Aim of the exercise: Copy out the records precisely, omitting pictures.

start Extracted data

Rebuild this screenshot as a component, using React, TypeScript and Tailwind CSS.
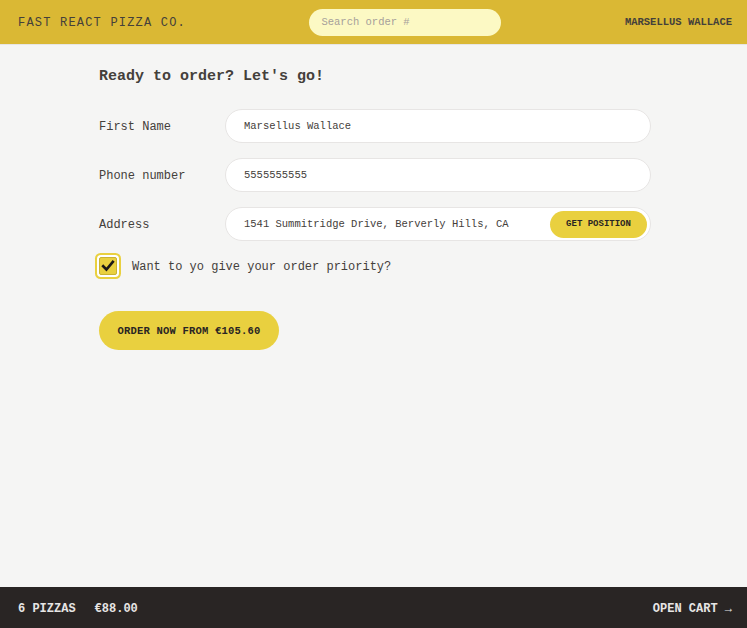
import React from 'react';

const mono = { fontFamily: '"Liberation Mono", "DejaVu Sans Mono", monospace' };

function Field({ label, value, children }: { label: string; value: string; children?: React.ReactNode }) {
  return (
    <div className="flex items-center">
      <label className="w-[126px] shrink-0 pt-[2px] text-[12px] text-stone-700">{label}</label>
      <div className="relative flex h-[34px] flex-1 items-center rounded-full border border-stone-200 bg-white pl-[18px]">
        <span className="pt-[2px] text-[10.5px] text-stone-700">{value}</span>
        {children}
      </div>
    </div>
  );
}

export default function App() {
  return (
    <div className="flex h-screen flex-col bg-[#f5f5f4] text-stone-700" style={mono}>
      <header className="flex h-[45px] shrink-0 items-center justify-between border-b border-stone-200 bg-[#dab834] pl-[18px] pr-[15px]">
        <span className="pt-[2px] text-[12px] tracking-[1.2px] text-stone-700">FAST REACT PIZZA CO.</span>
        <div className="flex h-[27px] w-[192px] items-center rounded-full bg-[#fcf9c4] px-[12px] pt-[2px]">
          <span className="text-[10.5px] text-stone-400">Search order #</span>
        </div>
        <span className="pt-[2px] text-[10.5px] font-semibold text-stone-700">MARSELLUS WALLACE</span>
      </header>

      <main className="flex-1 overflow-hidden">
        <div className="mx-auto w-[555px] pl-[3px] pt-[21px]">
          <h2 className="mb-[22px] text-[15px] font-semibold leading-[21px] text-stone-700">Ready to order? Let's go!</h2>

          <div className="flex flex-col gap-[15px]">
            <Field label="First Name" value="Marsellus Wallace" />
            <Field label="Phone number" value="5555555555" />
            <Field label="Address" value="1541 Summitridge Drive, Berverly Hills, CA">
              <button className="absolute right-[3px] top-[3px] h-[27px] w-[97px] rounded-full bg-[#e9d03f] pt-[1px] text-[9px] font-semibold text-stone-800">
                GET POSITION
              </button>
            </Field>
          </div>

          <div className="mt-[15px] flex items-center gap-[15px]">
            <div className="flex h-[18px] w-[18px] items-center justify-center rounded-[2px] border border-[#c9b233] bg-[#e9d03f] ring-2 ring-[#e9d03f] ring-offset-[2px]">
              <svg width="14" height="14" viewBox="0 0 16 16">
                <path d="M2.5 8.2 L6.2 12 L13.5 3.2" fill="none" stroke="#1c1917" strokeWidth="3" strokeLinecap="square" />
              </svg>
            </div>
            <label className="pt-[2px] text-[12px] font-medium text-stone-700">Want to yo give your order priority?</label>
          </div>

          <button className="mt-[35px] h-[39px] w-[180px] rounded-full bg-[#e9d03f] pt-[2px] text-[10.5px] font-semibold tracking-[0.2px] text-stone-800">
            ORDER NOW FROM €105.60
          </button>
        </div>
      </main>

      <footer className="flex h-[41px] shrink-0 items-center justify-between bg-[#292524] pl-[18px] pr-[15px] pt-[2px] text-[12px] font-semibold text-stone-200">
        <p className="flex gap-[19px]">
          <span>6 PIZZAS</span>
          <span>€88.00</span>
        </p>
        <span>OPEN CART &rarr;</span>
      </footer>
    </div>
  );
}
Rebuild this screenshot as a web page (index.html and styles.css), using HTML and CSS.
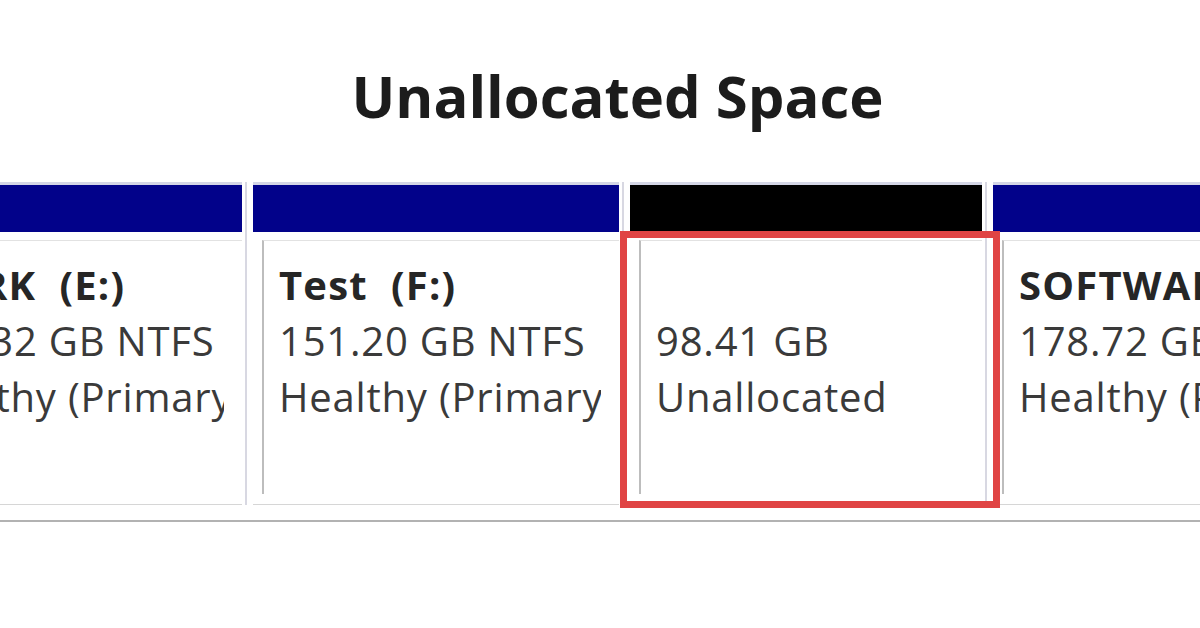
FILE: index.html
```html
<!DOCTYPE html>
<html lang="en">
<head>
<meta charset="utf-8">
<title>Unallocated Space</title>
<link rel="stylesheet" href="styles.css">
</head>
<body>
<h1 class="title">Unallocated Space</h1>
<div class="disk">
  <div class="part p1">
    <div class="bar blue"></div>
    <div class="body">
      <div class="inner">
        <div class="txt">
          <div class="name">WORK&nbsp;&nbsp;(E:)</div>
          <div class="line">178.32 GB NTFS</div>
          <div class="line">Healthy (Primary Partition)</div>
        </div>
      </div>
    </div>
  </div>
  <div class="part p2">
    <div class="bar blue"></div>
    <div class="body">
      <div class="inner">
        <div class="txt">
          <div class="name">Test&nbsp;&nbsp;(F:)</div>
          <div class="line">151.20 GB NTFS</div>
          <div class="line">Healthy (Primary Partition)</div>
        </div>
      </div>
    </div>
  </div>
  <div class="part p3">
    <div class="bar black"></div>
    <div class="body">
      <div class="inner">
        <div class="txt">
          <div class="name">&nbsp;</div>
          <div class="line">98.41 GB</div>
          <div class="line">Unallocated</div>
        </div>
      </div>
    </div>
  </div>
  <div class="part p4">
    <div class="bar blue"></div>
    <div class="body">
      <div class="inner">
        <div class="txt">
          <div class="name">SOFTWARE&nbsp;&nbsp;(G:)</div>
          <div class="line">178.72 GB NTFS</div>
          <div class="line">Healthy (Primary Partition)</div>
        </div>
      </div>
    </div>
  </div>
  <div class="highlight"></div>
</div>
</body>
</html>
```
FILE: styles.css
```css
html, body {
  margin: 0;
  padding: 0;
  background: #ffffff;
  overflow: hidden;
}

body {
  width: 1200px;
  height: 628px;
  font-family: "Open Sans", "Noto Sans", sans-serif;
}

.title {
  margin: 61px 0 0 0;
  padding-left: 35px;
  text-align: center;
  font-size: 58px;
  line-height: 70px;
  font-weight: 700;
  color: #1c1c1c;
  letter-spacing: 0;
}

.disk {
  position: relative;
  display: flex;
  gap: 6px;
  margin-top: 51px;
  margin-left: -118px;
  width: 1450px;
  padding-bottom: 15px;
  border-bottom: 2px solid #b2b2b2;
}

.part {
  display: flex;
  flex-direction: column;
  padding-right: 3px;
  border-right: 2px solid #d8d8e2;
  flex: none;
}

.p1 { width: 360px; }
.p2 { width: 366px; }
.p3 { width: 352px; }
.p4 { width: 400px; }

.bar {
  height: 47px;
  border-top: 3px solid #d4d6e6;
}

.blue { background: #02028a; }
.black { background: #000000; }

.body {
  height: 273px;
  padding: 8px 0 10px 9px;
  box-sizing: border-box;
  border-bottom: 1px solid #d6d6d6;
}

.inner {
  height: 100%;
  border-left: 2px solid #bdbdbd;
  border-top: 1px solid #e2e2e2;
  padding: 16px 0 0 15px;
  box-sizing: border-box;
}

.txt {
  overflow: hidden;
  white-space: nowrap;
  margin-right: 18px;
  font-size: 40px;
  line-height: 56px;
  letter-spacing: 0.8px;
  color: #3a3a3a;
}

.p4 .txt { margin-right: 0; }

.name {
  font-weight: 700;
  color: #262626;
  letter-spacing: 1.2px;
}

.highlight {
  position: absolute;
  left: 738px;
  top: 49px;
  width: 380px;
  height: 277px;
  box-sizing: border-box;
  border: 7px solid #e04444;
}
```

end Extracted data

Problem solution:
Rebuild this screenshot as a component, using React, TypeScript and Tailwind CSS.
import React from 'react';

const mono = { fontFamily: '"Liberation Mono", "DejaVu Sans Mono", monospace' };

function Field({ label, value, children }: { label: string; value: string; children?: React.ReactNode }) {
  return (
    <div className="flex items-center">
      <label className="w-[126px] shrink-0 pt-[2px] text-[12px] text-stone-700">{label}</label>
      <div className="relative flex h-[34px] flex-1 items-center rounded-full border border-stone-200 bg-white pl-[18px]">
        <span className="pt-[2px] text-[10.5px] text-stone-700">{value}</span>
        {children}
      </div>
    </div>
  );
}

export default function App() {
  return (
    <div className="flex h-screen flex-col bg-[#f5f5f4] text-stone-700" style={mono}>
      <header className="flex h-[45px] shrink-0 items-center justify-between border-b border-stone-200 bg-[#dab834] pl-[18px] pr-[15px]">
        <span className="pt-[2px] text-[12px] tracking-[1.2px] text-stone-700">FAST REACT PIZZA CO.</span>
        <div className="flex h-[27px] w-[192px] items-center rounded-full bg-[#fcf9c4] px-[12px] pt-[2px]">
          <span className="text-[10.5px] text-stone-400">Search order #</span>
        </div>
        <span className="pt-[2px] text-[10.5px] font-semibold text-stone-700">MARSELLUS WALLACE</span>
      </header>

      <main className="flex-1 overflow-hidden">
        <div className="mx-auto w-[555px] pl-[3px] pt-[21px]">
          <h2 className="mb-[22px] text-[15px] font-semibold leading-[21px] text-stone-700">Ready to order? Let's go!</h2>

          <div className="flex flex-col gap-[15px]">
            <Field label="First Name" value="Marsellus Wallace" />
            <Field label="Phone number" value="5555555555" />
            <Field label="Address" value="1541 Summitridge Drive, Berverly Hills, CA">
              <button className="absolute right-[3px] top-[3px] h-[27px] w-[97px] rounded-full bg-[#e9d03f] pt-[1px] text-[9px] font-semibold text-stone-800">
                GET POSITION
              </button>
            </Field>
          </div>

          <div className="mt-[15px] flex items-center gap-[15px]">
            <div className="flex h-[18px] w-[18px] items-center justify-center rounded-[2px] border border-[#c9b233] bg-[#e9d03f] ring-2 ring-[#e9d03f] ring-offset-[2px]">
              <svg width="14" height="14" viewBox="0 0 16 16">
                <path d="M2.5 8.2 L6.2 12 L13.5 3.2" fill="none" stroke="#1c1917" strokeWidth="3" strokeLinecap="square" />
              </svg>
            </div>
            <label className="pt-[2px] text-[12px] font-medium text-stone-700">Want to yo give your order priority?</label>
          </div>

          <button className="mt-[35px] h-[39px] w-[180px] rounded-full bg-[#e9d03f] pt-[2px] text-[10.5px] font-semibold tracking-[0.2px] text-stone-800">
            ORDER NOW FROM €105.60
          </button>
        </div>
      </main>

      <footer className="flex h-[41px] shrink-0 items-center justify-between bg-[#292524] pl-[18px] pr-[15px] pt-[2px] text-[12px] font-semibold text-stone-200">
        <p className="flex gap-[19px]">
          <span>6 PIZZAS</span>
          <span>€88.00</span>
        </p>
        <span>OPEN CART &rarr;</span>
      </footer>
    </div>
  );
}
Rebuild this screenshot as a web page (index.html and styles.css), using HTML and CSS.
FILE: index.html
```html
<!DOCTYPE html>
<html lang="en">
<head>
<meta charset="utf-8">
<title>Unallocated Space</title>
<link rel="stylesheet" href="styles.css">
</head>
<body>
<h1 class="title">Unallocated Space</h1>
<div class="disk">
  <div class="part p1">
    <div class="bar blue"></div>
    <div class="body">
      <div class="inner">
        <div class="txt">
          <div class="name">WORK&nbsp;&nbsp;(E:)</div>
          <div class="line">178.32 GB NTFS</div>
          <div class="line">Healthy (Primary Partition)</div>
        </div>
      </div>
    </div>
  </div>
  <div class="part p2">
    <div class="bar blue"></div>
    <div class="body">
      <div class="inner">
        <div class="txt">
          <div class="name">Test&nbsp;&nbsp;(F:)</div>
          <div class="line">151.20 GB NTFS</div>
          <div class="line">Healthy (Primary Partition)</div>
        </div>
      </div>
    </div>
  </div>
  <div class="part p3">
    <div class="bar black"></div>
    <div class="body">
      <div class="inner">
        <div class="txt">
          <div class="name">&nbsp;</div>
          <div class="line">98.41 GB</div>
          <div class="line">Unallocated</div>
        </div>
      </div>
    </div>
  </div>
  <div class="part p4">
    <div class="bar blue"></div>
    <div class="body">
      <div class="inner">
        <div class="txt">
          <div class="name">SOFTWARE&nbsp;&nbsp;(G:)</div>
          <div class="line">178.72 GB NTFS</div>
          <div class="line">Healthy (Primary Partition)</div>
        </div>
      </div>
    </div>
  </div>
  <div class="highlight"></div>
</div>
</body>
</html>
```
FILE: styles.css
```css
html, body {
  margin: 0;
  padding: 0;
  background: #ffffff;
  overflow: hidden;
}

body {
  width: 1200px;
  height: 628px;
  font-family: "Open Sans", "Noto Sans", sans-serif;
}

.title {
  margin: 61px 0 0 0;
  padding-left: 35px;
  text-align: center;
  font-size: 58px;
  line-height: 70px;
  font-weight: 700;
  color: #1c1c1c;
  letter-spacing: 0;
}

.disk {
  position: relative;
  display: flex;
  gap: 6px;
  margin-top: 51px;
  margin-left: -118px;
  width: 1450px;
  padding-bottom: 15px;
  border-bottom: 2px solid #b2b2b2;
}

.part {
  display: flex;
  flex-direction: column;
  padding-right: 3px;
  border-right: 2px solid #d8d8e2;
  flex: none;
}

.p1 { width: 360px; }
.p2 { width: 366px; }
.p3 { width: 352px; }
.p4 { width: 400px; }

.bar {
  height: 47px;
  border-top: 3px solid #d4d6e6;
}

.blue { background: #02028a; }
.black { background: #000000; }

.body {
  height: 273px;
  padding: 8px 0 10px 9px;
  box-sizing: border-box;
  border-bottom: 1px solid #d6d6d6;
}

.inner {
  height: 100%;
  border-left: 2px solid #bdbdbd;
  border-top: 1px solid #e2e2e2;
  padding: 16px 0 0 15px;
  box-sizing: border-box;
}

.txt {
  overflow: hidden;
  white-space: nowrap;
  margin-right: 18px;
  font-size: 40px;
  line-height: 56px;
  letter-spacing: 0.8px;
  color: #3a3a3a;
}

.p4 .txt { margin-right: 0; }

.name {
  font-weight: 700;
  color: #262626;
  letter-spacing: 1.2px;
}

.highlight {
  position: absolute;
  left: 738px;
  top: 49px;
  width: 380px;
  height: 277px;
  box-sizing: border-box;
  border: 7px solid #e04444;
}
```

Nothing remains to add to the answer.